Write out every line of the material as it stands, apart from the pictures.

━━━ Available data ━━━

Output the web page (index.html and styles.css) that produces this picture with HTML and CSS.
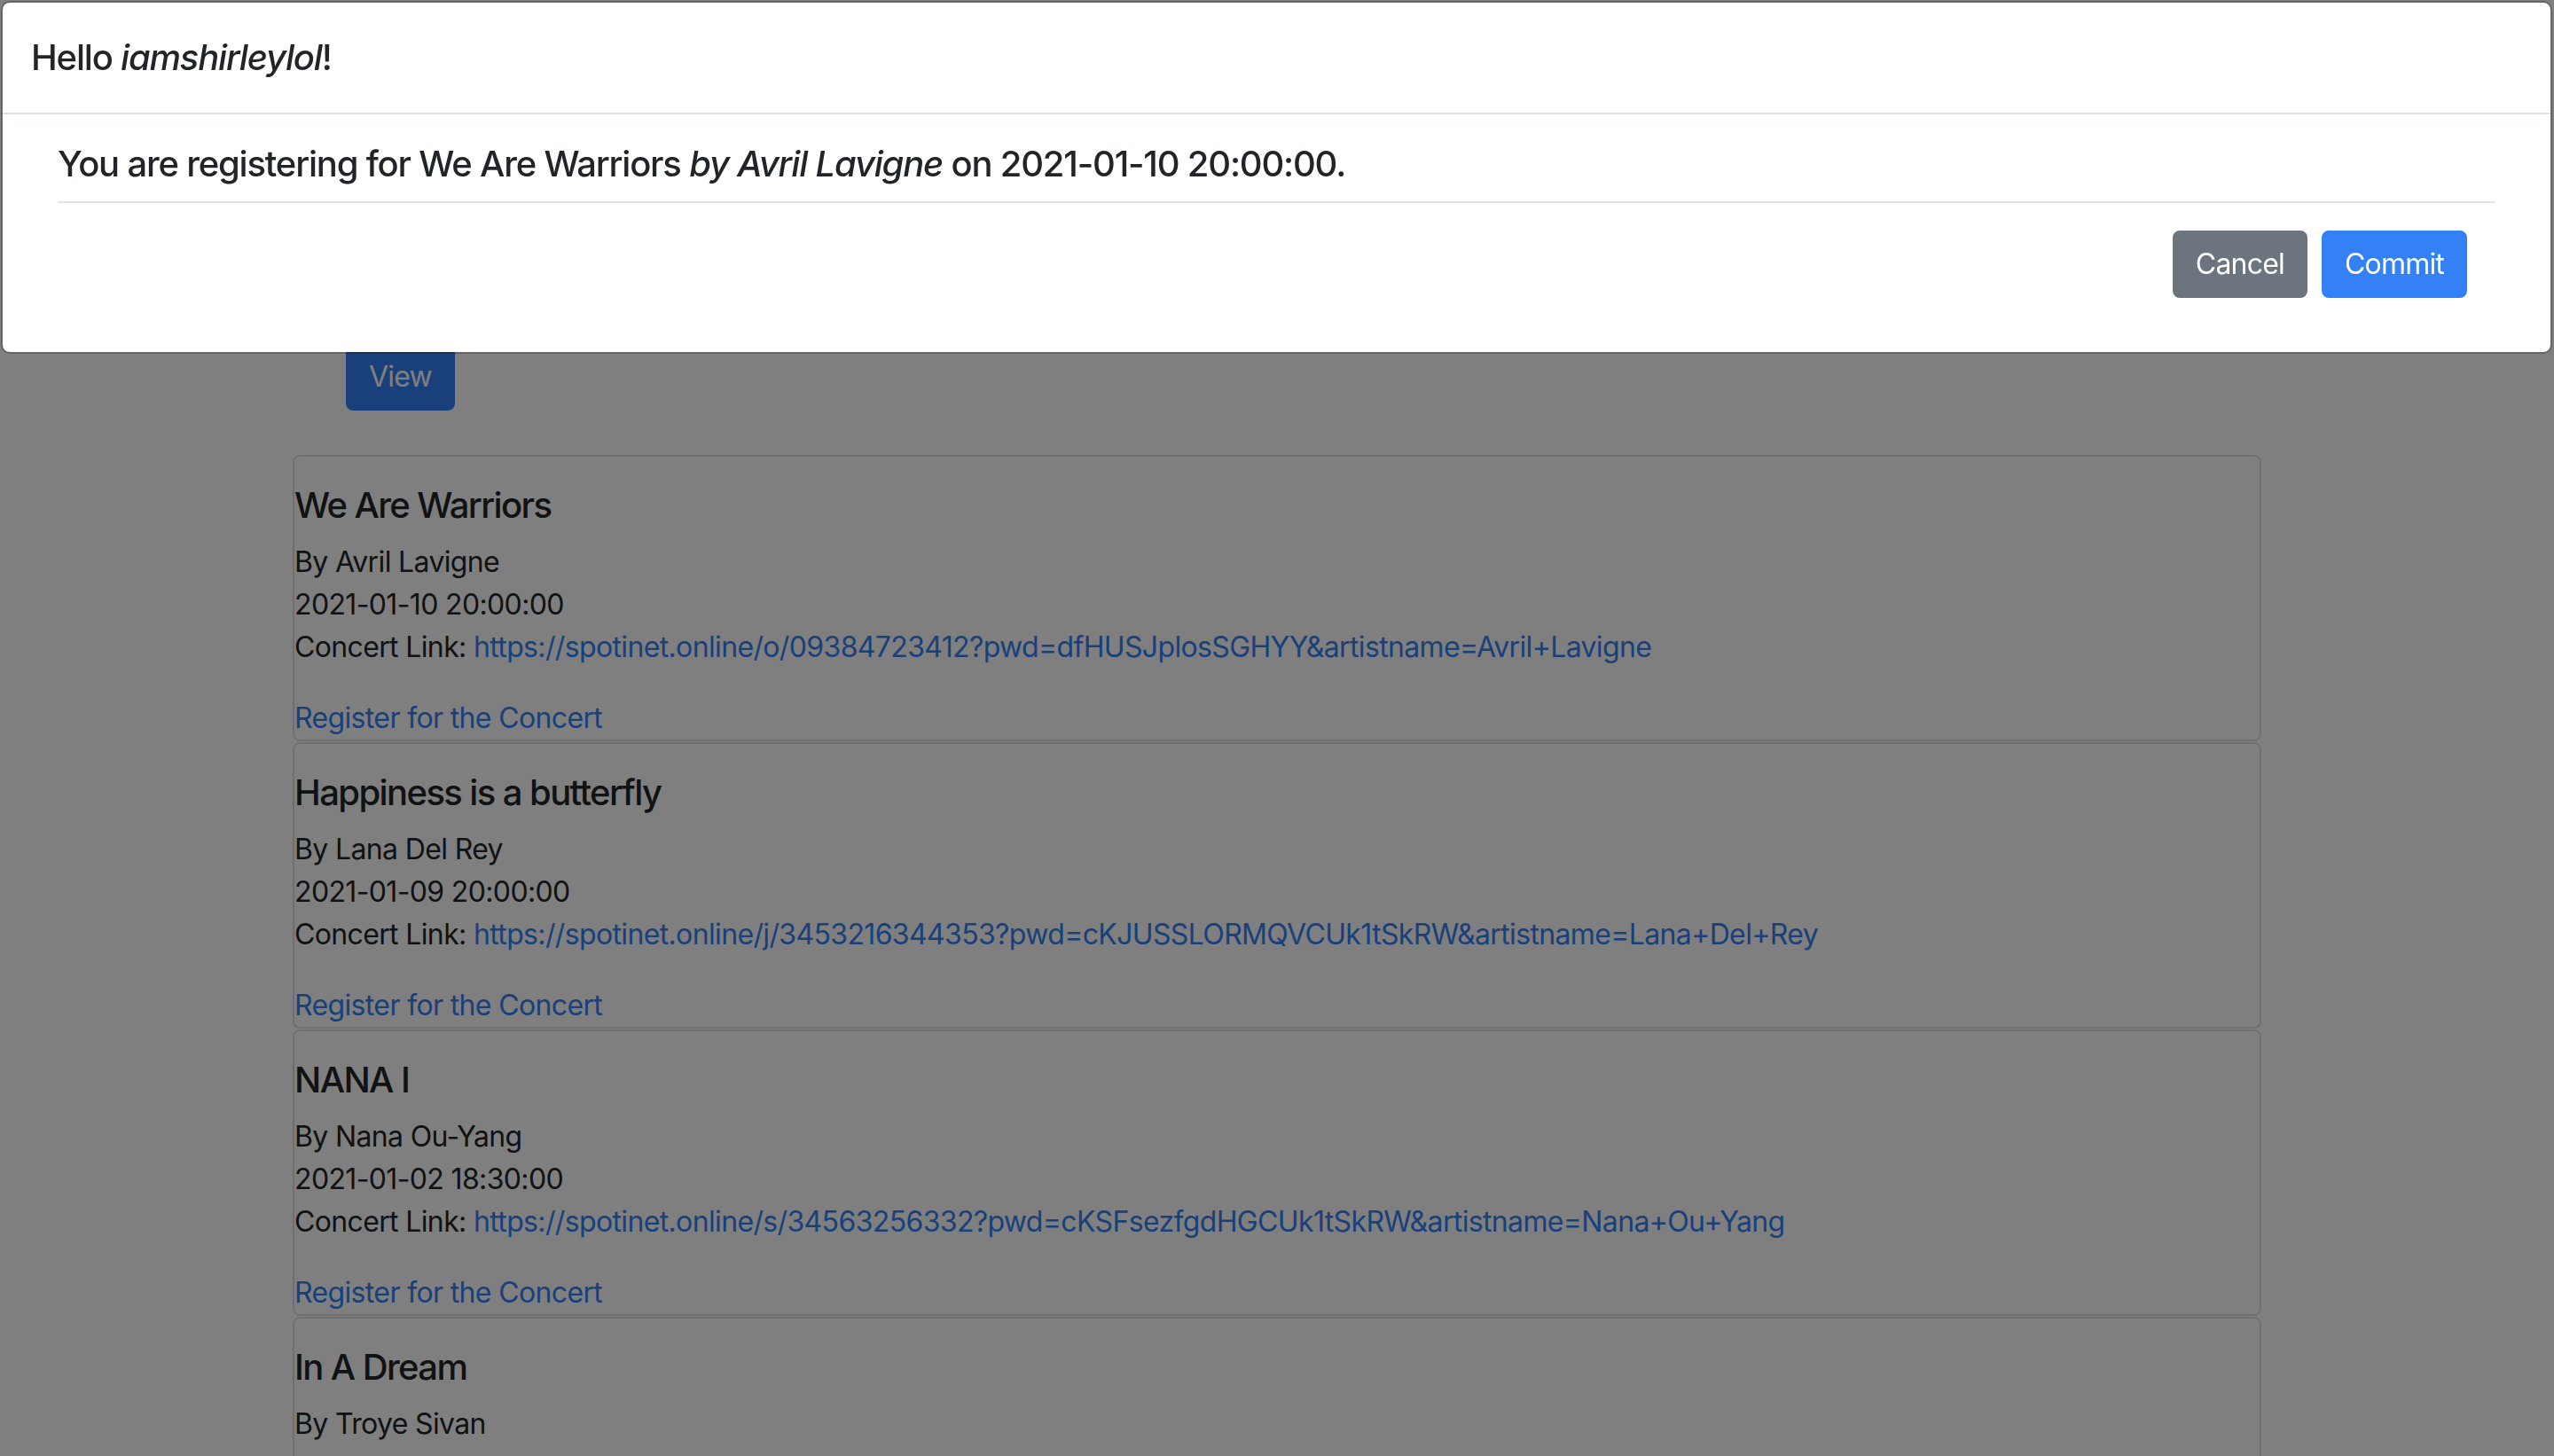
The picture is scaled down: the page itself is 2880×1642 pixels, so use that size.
FILE: index.html
```html
<!DOCTYPE html>
<html lang="en">
<head>
<meta charset="utf-8">
<title>Concerts</title>
<link rel="stylesheet" href="styles.css">
</head>
<body>
<div class="page">
  <div class="container">
    <div class="toolbar">
      <button class="btn btn-primary">View</button>
    </div>
    <div class="card">
      <h5 class="card-title">We Are Warriors</h5>
      <p class="card-text">By Avril Lavigne<br>2021-01-10 20:00:00<br>Concert Link: <a href="#">https://spotinet.online/o/09384723412?pwd=dfHUSJplosSGHYY&amp;artistname=Avril+Lavigne</a></p>
      <a class="card-link" href="#">Register for the Concert</a>
    </div>
    <div class="card">
      <h5 class="card-title">Happiness is a butterfly</h5>
      <p class="card-text">By Lana Del Rey<br>2021-01-09 20:00:00<br>Concert Link: <a href="#">https://spotinet.online/j/3453216344353?pwd=cKJUSSLORMQVCUk1tSkRW&amp;artistname=Lana+Del+Rey</a></p>
      <a class="card-link" href="#">Register for the Concert</a>
    </div>
    <div class="card">
      <h5 class="card-title">NANA I</h5>
      <p class="card-text">By Nana Ou-Yang<br>2021-01-02 18:30:00<br>Concert Link: <a href="#">https://spotinet.online/s/34563256332?pwd=cKSFsezfgdHGCUk1tSkRW&amp;artistname=Nana+Ou+Yang</a></p>
      <a class="card-link" href="#">Register for the Concert</a>
    </div>
    <div class="card card-last">
      <h5 class="card-title">In A Dream</h5>
      <p class="card-text">By Troye Sivan</p>
    </div>
  </div>
</div>

<div class="backdrop"></div>

<div class="modal">
  <div class="modal-header">
    <h5 class="modal-title">Hello <i>iamshirleylol</i>!</h5>
  </div>
  <div class="modal-body">
    <div class="modal-inner">
      <h5 class="modal-text">You are registering for We Are Warriors <i>by Avril Lavigne</i> on 2021-01-10 20:00:00.</h5>
      <hr class="divider">
    </div>
    <div class="modal-actions">
      <button class="btn btn-secondary">Cancel</button>
      <button class="btn btn-primary">Commit</button>
    </div>
  </div>
</div>
</body>
</html>
```

FILE: styles.css
```css
* { box-sizing: border-box; }

html, body {
  margin: 0;
  padding: 0;
  background: #ffffff;
}

body {
  font-family: Inter, "Open Sans", "Liberation Sans", sans-serif;
  font-size: 32px;
  line-height: 1.5;
  letter-spacing: -0.02em;
  color: #212529;
  height: 1642px;
  overflow: hidden;
}

h5 {
  margin: 0;
  font-size: 40px;
  font-weight: 500;
  line-height: 1.2;
  letter-spacing: -0.03em;
}

a {
  color: #3381f5;
  text-decoration: none;
}

.container {
  width: 2280px;
  margin: 0 auto;
  padding: 387px 30px 0;
}

.toolbar {
  padding-left: 60px;
  margin-bottom: 50px;
}

.btn {
  font-family: inherit;
  font-size: 32px;
  line-height: 48px;
  letter-spacing: -0.025em;
  padding: 12px 24px;
  border: 2px solid transparent;
  border-radius: 8px;
  color: #ffffff;
  cursor: pointer;
}

.btn-primary {
  background: #3381f5;
  border-color: #3381f5;
}

.btn-secondary {
  background: #6c757d;
  border-color: #6c757d;
}

.card {
  border: 2px solid rgba(0, 0, 0, 0.125);
  border-radius: 8px;
  padding-top: 31px;
  margin-bottom: 1px;
}

.card-title {
  margin-bottom: 16px;
  letter-spacing: -0.04em;
}

.card-text {
  margin: 0 0 32px;
}

.card-link {
  display: block;
}

.card-last {
  padding-bottom: 80px;
}

.backdrop {
  position: fixed;
  inset: 0;
  background: rgba(0, 0, 0, 0.5);
}

.modal {
  position: fixed;
  top: 1px;
  left: 1px;
  width: 2877px;
  background: #ffffff;
  border: 2px solid rgba(0, 0, 0, 0.2);
  border-radius: 10px;
  background-clip: padding-box;
}

.modal-header {
  padding: 32px;
  border-bottom: 2px solid #dee2e6;
}

.modal-title {
  line-height: 60px;
}

.modal-body {
  padding: 32px 32px 61px;
}

.modal-inner {
  padding: 0 30px;
}

.modal-text {
  margin-bottom: 18px;
}

.divider {
  margin: 0;
  border: 0;
  border-top: 2px solid #e1e4e8;
}

.modal-actions {
  display: flex;
  justify-content: flex-end;
  gap: 16px;
  padding: 31px 62px 0 0;
}
```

━━━

Response to the task —
Output the web page (index.html and styles.css) that produces this picture with HTML and CSS.
The picture is scaled down: the page itself is 2880×1642 pixels, so use that size.
FILE: index.html
```html
<!DOCTYPE html>
<html lang="en">
<head>
<meta charset="utf-8">
<title>Concerts</title>
<link rel="stylesheet" href="styles.css">
</head>
<body>
<div class="page">
  <div class="container">
    <div class="toolbar">
      <button class="btn btn-primary">View</button>
    </div>
    <div class="card">
      <h5 class="card-title">We Are Warriors</h5>
      <p class="card-text">By Avril Lavigne<br>2021-01-10 20:00:00<br>Concert Link: <a href="#">https://spotinet.online/o/09384723412?pwd=dfHUSJplosSGHYY&amp;artistname=Avril+Lavigne</a></p>
      <a class="card-link" href="#">Register for the Concert</a>
    </div>
    <div class="card">
      <h5 class="card-title">Happiness is a butterfly</h5>
      <p class="card-text">By Lana Del Rey<br>2021-01-09 20:00:00<br>Concert Link: <a href="#">https://spotinet.online/j/3453216344353?pwd=cKJUSSLORMQVCUk1tSkRW&amp;artistname=Lana+Del+Rey</a></p>
      <a class="card-link" href="#">Register for the Concert</a>
    </div>
    <div class="card">
      <h5 class="card-title">NANA I</h5>
      <p class="card-text">By Nana Ou-Yang<br>2021-01-02 18:30:00<br>Concert Link: <a href="#">https://spotinet.online/s/34563256332?pwd=cKSFsezfgdHGCUk1tSkRW&amp;artistname=Nana+Ou+Yang</a></p>
      <a class="card-link" href="#">Register for the Concert</a>
    </div>
    <div class="card card-last">
      <h5 class="card-title">In A Dream</h5>
      <p class="card-text">By Troye Sivan</p>
    </div>
  </div>
</div>

<div class="backdrop"></div>

<div class="modal">
  <div class="modal-header">
    <h5 class="modal-title">Hello <i>iamshirleylol</i>!</h5>
  </div>
  <div class="modal-body">
    <div class="modal-inner">
      <h5 class="modal-text">You are registering for We Are Warriors <i>by Avril Lavigne</i> on 2021-01-10 20:00:00.</h5>
      <hr class="divider">
    </div>
    <div class="modal-actions">
      <button class="btn btn-secondary">Cancel</button>
      <button class="btn btn-primary">Commit</button>
    </div>
  </div>
</div>
</body>
</html>
```

FILE: styles.css
```css
* { box-sizing: border-box; }

html, body {
  margin: 0;
  padding: 0;
  background: #ffffff;
}

body {
  font-family: Inter, "Open Sans", "Liberation Sans", sans-serif;
  font-size: 32px;
  line-height: 1.5;
  letter-spacing: -0.02em;
  color: #212529;
  height: 1642px;
  overflow: hidden;
}

h5 {
  margin: 0;
  font-size: 40px;
  font-weight: 500;
  line-height: 1.2;
  letter-spacing: -0.03em;
}

a {
  color: #3381f5;
  text-decoration: none;
}

.container {
  width: 2280px;
  margin: 0 auto;
  padding: 387px 30px 0;
}

.toolbar {
  padding-left: 60px;
  margin-bottom: 50px;
}

.btn {
  font-family: inherit;
  font-size: 32px;
  line-height: 48px;
  letter-spacing: -0.025em;
  padding: 12px 24px;
  border: 2px solid transparent;
  border-radius: 8px;
  color: #ffffff;
  cursor: pointer;
}

.btn-primary {
  background: #3381f5;
  border-color: #3381f5;
}

.btn-secondary {
  background: #6c757d;
  border-color: #6c757d;
}

.card {
  border: 2px solid rgba(0, 0, 0, 0.125);
  border-radius: 8px;
  padding-top: 31px;
  margin-bottom: 1px;
}

.card-title {
  margin-bottom: 16px;
  letter-spacing: -0.04em;
}

.card-text {
  margin: 0 0 32px;
}

.card-link {
  display: block;
}

.card-last {
  padding-bottom: 80px;
}

.backdrop {
  position: fixed;
  inset: 0;
  background: rgba(0, 0, 0, 0.5);
}

.modal {
  position: fixed;
  top: 1px;
  left: 1px;
  width: 2877px;
  background: #ffffff;
  border: 2px solid rgba(0, 0, 0, 0.2);
  border-radius: 10px;
  background-clip: padding-box;
}

.modal-header {
  padding: 32px;
  border-bottom: 2px solid #dee2e6;
}

.modal-title {
  line-height: 60px;
}

.modal-body {
  padding: 32px 32px 61px;
}

.modal-inner {
  padding: 0 30px;
}

.modal-text {
  margin-bottom: 18px;
}

.divider {
  margin: 0;
  border: 0;
  border-top: 2px solid #e1e4e8;
}

.modal-actions {
  display: flex;
  justify-content: flex-end;
  gap: 16px;
  padding: 31px 62px 0 0;
}
```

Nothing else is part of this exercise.